When the men say kill, Abigail says restrain. When the men mislead, Abigail leads. When the men rely on assumption (Hasn’t God given Saul into your hands?), Abigail relies on truth (You will regret this when you become king). Though in our modern world we tend to imbibe the Bible in piecemeal fashion, perhaps a chapter a day, if you read right through 1 Samuel (or listen to it all at once) the point-counterpoint is patently clear:
Abigail is elevated as a wise counselor — in direct contrast to David’s men.
What might this mean? And how do we apply it to our world today?
Well, not that women are always right or always have the best solution. Or that women are the wisest people on the block or even the church board. Neither does it mean that we shouldn’t listen to men or that men always shoot from the hip.
Not at all.
But 1 Samuel 24-26 does demonstrate that sometimes a woman brings a perspective that a man hasn’t or perhaps wouldn’t. And that at times a man is better off listening to a woman than to other men. It might also suggest that women can be gifted in diplomacy and could be of great value in those roles.
And considering the many biblical examples of a man bringing wise counsel, this passage also probably indicates that we need both men and women in decision-making positions, working together toward solutions. Too much of one perspective or the other likely leads to an imbalance, an emphasis on one type of response over and above another.
There’s a lot more going on in this text that I won’t take the time to discuss, like how David strengthens his position in Hebron (where he first becomes king) by marrying the widow of one of the region’s most influential landholders, and how the narrator uses the same terms of Abigail (intelligent and beautiful) that he does of David.
But for today, all I want you to ponder is why the author of 1 Samuel intentionally contrasted Abigail with David’s men.
It’s worth a second thought.
 According to Bill T. Arnold, 1 and 2 Samuel (Grand Rapids: Zondervan, 2003), 354, these episodes “are narrated in close proximity … in order to help us measure the development in David’s character.” Arnold applies this principle only to the first and last accounts (chs. 24 and 26), however. The ESV Study Bible, 530, states: “The three episodes in the next three chapters all have the same theme: David, who as a warrior has already killed many of the Lord’s enemies, should not kill for his own advantage.”
 Mary J. Evans writes, “David would have known the oracle was not valid, but in this emotionally charged situation he is easily persuaded and probably relishes the challenge.” In 1 & 2 Samuel (Rapids: Baker, 2012), 107.
 Abigail “takes immediate and decisive action.” CEB Study Bible, 460.
 Jon D. Levenson, “1 Samuel 25 as Literature and as History,” The Catholic Biblical Quarterly 40 (1978): 20.
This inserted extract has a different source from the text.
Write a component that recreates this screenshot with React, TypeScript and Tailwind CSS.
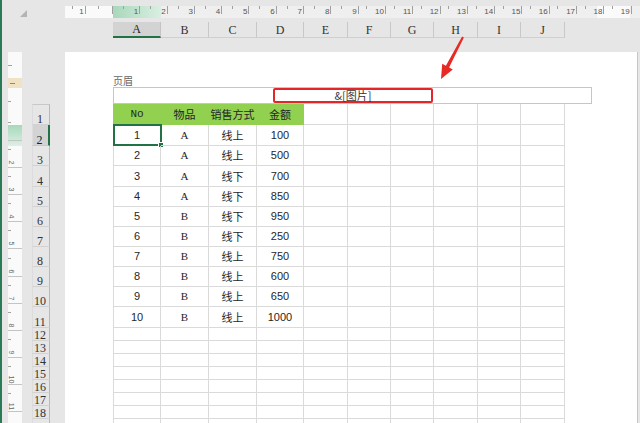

 The extended passage is an example of narrative analogy, “a device whereby the narrator can provide an internal commentary on the action which he is describing, usually by means of cross-reference to an earlier action or speech. Thus narratives are made to interact in ways which may not be immediately apparent; ironic parallelism abounds wherever this technique is applied.” Joyce G. Baldwin, 1 and 2 Samuel (Downers Grove: InterVarsity, 1988), 147, quoting R. P. Gordon.
 Evans, 113.
 Levenson, 24.
 CEB Study Bible, 460.
 Levenson, 19.
 I do not think Bathsheba was a temptress; in this I am reiterating the view of many commentators. As far as the contrast with Bathsheba, others are explicit where Levenson is not. Arnold, 344, writes, “In contrast to Bathsheba, Abigail is the ‘ideal woman,’ whose ‘rhetorical genius’ prevents David from killing her husband.”
 Judging by his wealth and influence Nabal may have been the leading man of the region. By marrying his widow David inherited not only Nabal’s wealth but also his position. See Levenson, 24-27; and Robert D. Bergen 1, 2 Samuel (Nashville: Broadman & Holman, 1996), 253.
 “Intelligent” is used of David in 1 Sam. 18:5, 30; David is “beautiful” in 1 Sam. 16:12.